Edit: Sorry this is really long.
There’s only one occasion that I can distinctly remember as a kid when I attempted an act that I am guessing most have at some point in their life. I didn’t see it as that much of a big deal, but I do remember that my mother and I weren’t exactly on the same page in our thinking. It wasn’t any sort of revolution or rebelling, probably just a short lapse in judgment or an attempt to bolster my do-it-yourself skills. The side-affects of the ill-advised attempt were irreversible, yet not permanent.
Since the memory is the first to go, I don’t recall all the details but I do remember it involving: scissors, a waterbed, an accomplice, and a few minutes apart from adult supervision. I was probably in the 4-5 age range and so you can see how some of the above go together like lamb and tuna fish. My mother would probably classify it as an idiot idea, but I would like to think I was more progressive in my thinking at the time thus things like ‘saving money,’ or ‘preparing for potential careers paths’ come to mind.
Either way you look at it, I took a risk and though I am sure I felt it turned out great; I left my mother with the need to explain for the next month or two why her young, strikingly handsome son was missing a triangle-shaped section of hair right in the middle of his forehead.
Flash forward a few years. Though my early attempts at cosmetology didn’t actually spur me in a career oriented in that field, I wouldn’t say my talents have left me completely. In high school, I was called upon more than once for my superb skills in ‘follicle science.’ Granted, most of them involved removal of hair with nothing more than sheep shears and the recipient wound up looking like the guy you will always cross to the other side of the street because of, but none the less I had a talent. Throw in a few of my specialty ‘bleach-filled-toilet swirlies*** for that summer sun look’ and I think you can all agree that when in hair doubt, call on c.
These days, my skills don’t get utilized as much. At 29, the buddies don’t call all that often for their hair needs. Upon my offering, I’ve heard the excuses: ‘no time,’ ‘wouldn’t want to burden you,’ ‘over my dead body,’ but what I think I’ve narrowed it down to mainly (and they wouldn’t admit it) is that at my age, we men have to take care of the little hair we have left. At 5 and 17, we had no doubt it would grow back. These days, I’m not so sure.
Come full circle, the only person that allows me to practice my craft anymore is well, me. Nothing major anymore, just a trim here and a snip there for those one’s that grow just a little faster on my temples and sideburns, or the one’s that come in a little lighter and more noticeable than the rest of my hair.

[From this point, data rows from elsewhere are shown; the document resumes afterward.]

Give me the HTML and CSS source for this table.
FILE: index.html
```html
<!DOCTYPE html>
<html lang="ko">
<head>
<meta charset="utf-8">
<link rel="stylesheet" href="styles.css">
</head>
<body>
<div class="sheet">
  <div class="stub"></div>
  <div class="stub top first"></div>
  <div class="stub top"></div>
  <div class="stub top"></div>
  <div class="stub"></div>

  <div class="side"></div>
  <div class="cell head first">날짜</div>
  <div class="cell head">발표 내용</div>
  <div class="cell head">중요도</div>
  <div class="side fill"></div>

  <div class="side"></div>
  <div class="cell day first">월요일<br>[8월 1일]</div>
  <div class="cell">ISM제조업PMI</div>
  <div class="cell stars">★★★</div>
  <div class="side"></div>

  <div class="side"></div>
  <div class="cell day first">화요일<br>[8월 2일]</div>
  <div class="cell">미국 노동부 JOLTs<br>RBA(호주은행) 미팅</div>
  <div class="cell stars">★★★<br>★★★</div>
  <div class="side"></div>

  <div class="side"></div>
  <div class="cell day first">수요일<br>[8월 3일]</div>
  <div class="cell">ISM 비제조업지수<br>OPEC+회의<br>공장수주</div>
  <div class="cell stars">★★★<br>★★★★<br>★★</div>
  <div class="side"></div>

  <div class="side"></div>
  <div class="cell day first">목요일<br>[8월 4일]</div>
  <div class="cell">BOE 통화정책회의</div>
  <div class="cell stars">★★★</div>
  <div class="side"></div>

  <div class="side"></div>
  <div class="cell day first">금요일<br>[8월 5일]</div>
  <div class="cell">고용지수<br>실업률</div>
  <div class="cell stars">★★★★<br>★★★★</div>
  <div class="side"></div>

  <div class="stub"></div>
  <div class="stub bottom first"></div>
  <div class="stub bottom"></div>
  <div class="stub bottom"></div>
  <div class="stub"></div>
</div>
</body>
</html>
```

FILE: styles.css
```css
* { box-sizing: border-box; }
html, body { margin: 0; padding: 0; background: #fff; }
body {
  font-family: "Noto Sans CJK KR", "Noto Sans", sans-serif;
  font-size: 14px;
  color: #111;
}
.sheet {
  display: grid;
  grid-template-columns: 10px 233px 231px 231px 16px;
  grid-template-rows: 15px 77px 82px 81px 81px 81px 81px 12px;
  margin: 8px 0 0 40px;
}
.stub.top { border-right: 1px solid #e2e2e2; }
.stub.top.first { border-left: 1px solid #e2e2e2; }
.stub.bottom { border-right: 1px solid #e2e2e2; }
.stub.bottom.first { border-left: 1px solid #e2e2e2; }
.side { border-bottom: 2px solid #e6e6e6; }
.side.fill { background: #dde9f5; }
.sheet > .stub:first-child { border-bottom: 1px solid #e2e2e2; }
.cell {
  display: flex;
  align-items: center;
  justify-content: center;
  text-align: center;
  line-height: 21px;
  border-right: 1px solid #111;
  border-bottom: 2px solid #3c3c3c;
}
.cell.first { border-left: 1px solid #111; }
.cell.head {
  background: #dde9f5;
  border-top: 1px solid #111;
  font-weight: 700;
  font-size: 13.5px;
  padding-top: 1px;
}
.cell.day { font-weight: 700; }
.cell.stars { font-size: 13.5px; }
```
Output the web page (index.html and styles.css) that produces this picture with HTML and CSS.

Edit: I couldn’t do it. I had a fantastic paragraph here but after 29 years, I am slowly learning that discretion is the better part of valor. I still have it but will probably store it for a while.
Yesterday, my wife was the recipient of a new ‘do.’ She struggles a lot when it’s haircut time deciding on the perfect style. We’ve done the magazine thing (did you know there’s multiple, multiple magazines related to hair styles?), the internet thing, and even the ‘hey her hair looks cute, get out your camera phone thing.’ Slowly we are working it down to a science. Yesterday, Shell station magazine.
After reading the magazine (more than thrice), deciding on the perfect cut, making the trip to the salon, and forgetting the magazine with the perfect cut, we were in business. The style decided upon by my wife was a contemporary style most likely recognizable as the current ‘Posh Spice’ trend, though maybe not quite as short in back. Her stylist referred to it as a wedge. After her time spent in the chair, and my time watching the Rangers load the bases with no outs and then walk/error in a 4-spot for the Oakland A’s in the 2nd, we were finished. Paid the $25 for each, melted to the car, came home dreading the last night of VBS.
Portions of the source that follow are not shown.